Given material
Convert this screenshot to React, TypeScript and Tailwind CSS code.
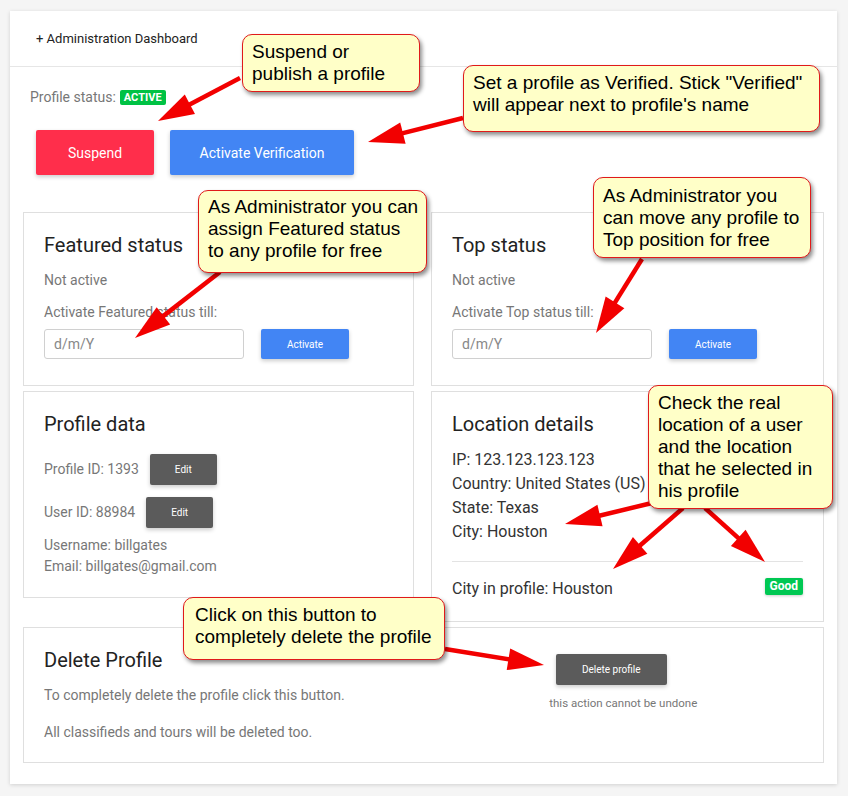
// Admin profile page with tutorial callouts layered on top.

type Pt = [number, number];

const ARROWS: [Pt, Pt][] = [
  [[240, 78], [158, 121]],
  [[463, 118], [368, 142]],
  [[220, 272], [135, 338]],
  [[642, 259], [596, 333]],
  [[652, 503], [565, 524]],
  [[683, 508], [613, 569]],
  [[705, 508], [765, 562]],
  [[445, 649], [544, 665]],
];

function Arrow({ from, to }: { from: Pt; to: Pt }) {
  const [x1, y1] = from;
  const [x2, y2] = to;
  const len = Math.hypot(x2 - x1, y2 - y1);
  const ux = (x2 - x1) / len;
  const uy = (y2 - y1) / len;
  const head = 36;
  const half = 11;
  const bx = x2 - ux * head;
  const by = y2 - uy * head;
  const pts = [
    [x2, y2],
    [bx - uy * half, by + ux * half],
    [bx + uy * half, by - ux * half],
  ]
    .map((p) => p.join(","))
    .join(" ");
  return (
    <g>
      <line
        x1={x1}
        y1={y1}
        x2={bx + ux * 4}
        y2={by + uy * 4}
        stroke="#f20000"
        strokeWidth={4.5}
      />
      <polygon points={pts} fill="#f20000" />
    </g>
  );
}

function Callout({
  className,
  lines,
}: {
  className: string;
  lines: string[];
}) {
  return (
    <div
      className={`absolute rounded-[10px] border-[1.5px] border-[#e01a1a] bg-[#ffffc8] pl-[9px] text-[19px] leading-[22px] text-black whitespace-nowrap shadow-[2px_3px_4px_rgba(0,0,0,0.45)] font-['Liberation_Sans',Arial,sans-serif] ${className}`}
    >
      {lines.map((l) => (
        <div key={l}>{l}</div>
      ))}
    </div>
  );
}

function Panel({
  title,
  className = "",
  children,
}: {
  title: string;
  className?: string;
  children: React.ReactNode;
}) {
  return (
    <div className={`border border-[#dfdfdf] px-[20px] pt-[20px] ${className}`}>
      <h2 className="text-[20px] leading-[24px] text-[#222]">{title}</h2>
      {children}
    </div>
  );
}

function StatusPanel({ title, label }: { title: string; label: string }) {
  return (
    <Panel title={title} className="pb-[26px]">
      <div className="mt-[13px] text-[14px] leading-[20px] text-[#777]">Not active</div>
      <div className="mt-[12px] text-[14px] leading-[20px] text-[#777]">{label}</div>
      <div className="mt-[7px] flex items-center gap-[17px]">
        <div className="h-[30px] w-[200px] rounded-[3px] border border-[#d0d0d0] pl-[9px] text-[14px] leading-[28px] text-[#888]">
          d/m/Y
        </div>
        <button className="h-[30px] w-[88px] rounded-[2px] bg-[#4285f4] text-[10px] text-white shadow-[0_2px_4px_rgba(0,0,0,0.2)]">
          Activate
        </button>
      </div>
    </Panel>
  );
}

function EditBtn() {
  return (
    <button className="h-[31px] w-[67px] rounded-[2px] bg-[#5b5b5b] text-[10px] text-white shadow-[0_2px_4px_rgba(0,0,0,0.2)]">
      Edit
    </button>
  );
}

export default function App() {
  return (
    <div className="relative min-h-screen bg-[#f5f5f5] pl-[10px] pt-[11px] font-['Roboto',sans-serif]">
      <div className="w-[827px] bg-white shadow-[0_1px_4px_rgba(0,0,0,0.15)]">
        <div className="flex h-[56px] items-center border-b border-[#e6e6e6] pl-[26px] text-[13px] text-[#222]">
          + Administration Dashboard
        </div>

        <div className="px-[13px] pb-[21px]">
          <div className="flex items-center gap-[4px] pl-[7px] pt-[20px] text-[14px] leading-[20px] text-[#777]">
            Profile status:
            <span className="h-[15px] rounded-[2px] bg-[#00c244] px-[4px] text-[11px] font-bold leading-[15px] text-white">
              ACTIVE
            </span>
          </div>

          <div className="mt-[23px] flex gap-[16px] pl-[13px]">
            <button className="h-[45px] w-[118px] rounded-[2px] bg-[#ff2e4b] pt-[2px] text-[14px] text-white shadow-[0_2px_4px_rgba(0,0,0,0.2)]">
              Suspend
            </button>
            <button className="h-[45px] w-[184px] rounded-[2px] bg-[#4285f4] pt-[2px] text-[14px] text-white shadow-[0_2px_4px_rgba(0,0,0,0.2)]">
              Activate Verification
            </button>
          </div>

          <div className="mt-[37px] grid grid-cols-[391px_1fr] items-start gap-x-[17px] gap-y-[5px]">
            <StatusPanel title="Featured status" label="Activate Featured status till:" />
            <StatusPanel title="Top status" label="Activate Top status till:" />

            <Panel title="Profile data" className="pb-[20px]">
              <div className="mt-[18px] flex items-center gap-[11px] text-[14px] text-[#777]">
                Profile ID: 1393
                <EditBtn />
              </div>
              <div className="mt-[12px] flex items-center gap-[11px] text-[14px] text-[#777]">
                User ID: 88984
                <EditBtn />
              </div>
              <div className="mt-[7px] text-[14px] leading-[21px] text-[#777]">
                <div>Username: billgates</div>
                <div>Email: billgates@gmail.com</div>
              </div>
            </Panel>

            <Panel title="Location details" className="pb-[20px]">
              <div className="mt-[12px] text-[16px] leading-[24px] text-[#333]">
                <div>IP: 123.123.123.123</div>
                <div>Country: United States (US)</div>
                <div>State: Texas</div>
                <div>City: Houston</div>
              </div>
              <div className="mt-[17px] border-t border-[#e3e3e3]" />
              <div className="mt-[15px] flex items-center justify-between text-[16px] leading-[24px] text-[#333]">
                City in profile: Houston
                <span className="mb-[6px] h-[17px] rounded-[2px] bg-[#00c853] px-[5px] text-[12px] font-bold leading-[17px] text-white shadow-[0_1px_3px_rgba(0,0,0,0.2)]">
                  Good
                </span>
              </div>
            </Panel>
          </div>

          <div className="mt-[5px] flex border border-[#dfdfdf]">
            <div className="flex-1 pb-[20px] pl-[20px] pt-[20px]">
              <h2 className="text-[20px] leading-[24px] text-[#222]">Delete Profile</h2>
              <p className="mt-[13px] text-[14px] leading-[20px] text-[#777]">
                To completely delete the profile click this button.
              </p>
              <p className="mt-[17px] text-[14px] leading-[20px] text-[#777]">
                All classifieds and tours will be deleted too.
              </p>
            </div>
            <div className="flex flex-1 flex-col items-center pt-[26px]">
              <button className="mr-[34px] h-[31px] w-[111px] rounded-[2px] bg-[#5b5b5b] text-[10px] text-white shadow-[0_2px_4px_rgba(0,0,0,0.2)]">
                Delete profile
              </button>
              <div className="mr-[10px] mt-[10px] text-[11.5px] leading-[16px] text-[#777]">
                this action cannot be undone
              </div>
            </div>
          </div>
        </div>
      </div>

      <svg
        className="pointer-events-none absolute left-0 top-0"
        width={848}
        height={796}
      >
        {ARROWS.map(([a, b], i) => (
          <Arrow key={i} from={a} to={b} />
        ))}
      </svg>

      <Callout
        className="left-[242px] top-[34px] h-[58px] w-[178px] pt-[6px]"
        lines={["Suspend or", "publish a profile"]}
      />
      <Callout
        className="left-[463px] top-[65px] h-[67px] w-[357px] pt-[6px]"
        lines={['Set a profile as Verified. Stick "Verified"', "will appear next to profile's name"]}
      />
      <Callout
        className="left-[198px] top-[190px] h-[83px] w-[229px] pt-[5px]"
        lines={["As Administrator you can", "assign Featured status", "to any profile for free"]}
      />
      <Callout
        className="left-[593px] top-[177px] h-[81px] w-[218px] pt-[7px]"
        lines={["As Administrator you", "can move any profile to", "Top position for free"]}
      />
      <Callout
        className="left-[648px] top-[385px] h-[124px] w-[185px] pt-[6px]"
        lines={["Check the real", "location of a user", "and the location", "that he selected in", "his profile"]}
      />
      <Callout
        className="left-[183px] top-[597px] h-[63px] w-[262px] pt-[6px] pl-[11px]"
        lines={["Click on this button to", "completely delete the profile"]}
      />
    </div>
  );
}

Work to complete
Copy out every line of the data that includes "this".

Exercise response
Convert this screenshot to React, TypeScript and Tailwind CSS code.
                To completely delete the profile click this button.
                this action cannot be undone
        lines={["Click on this button to", "completely delete the profile"]}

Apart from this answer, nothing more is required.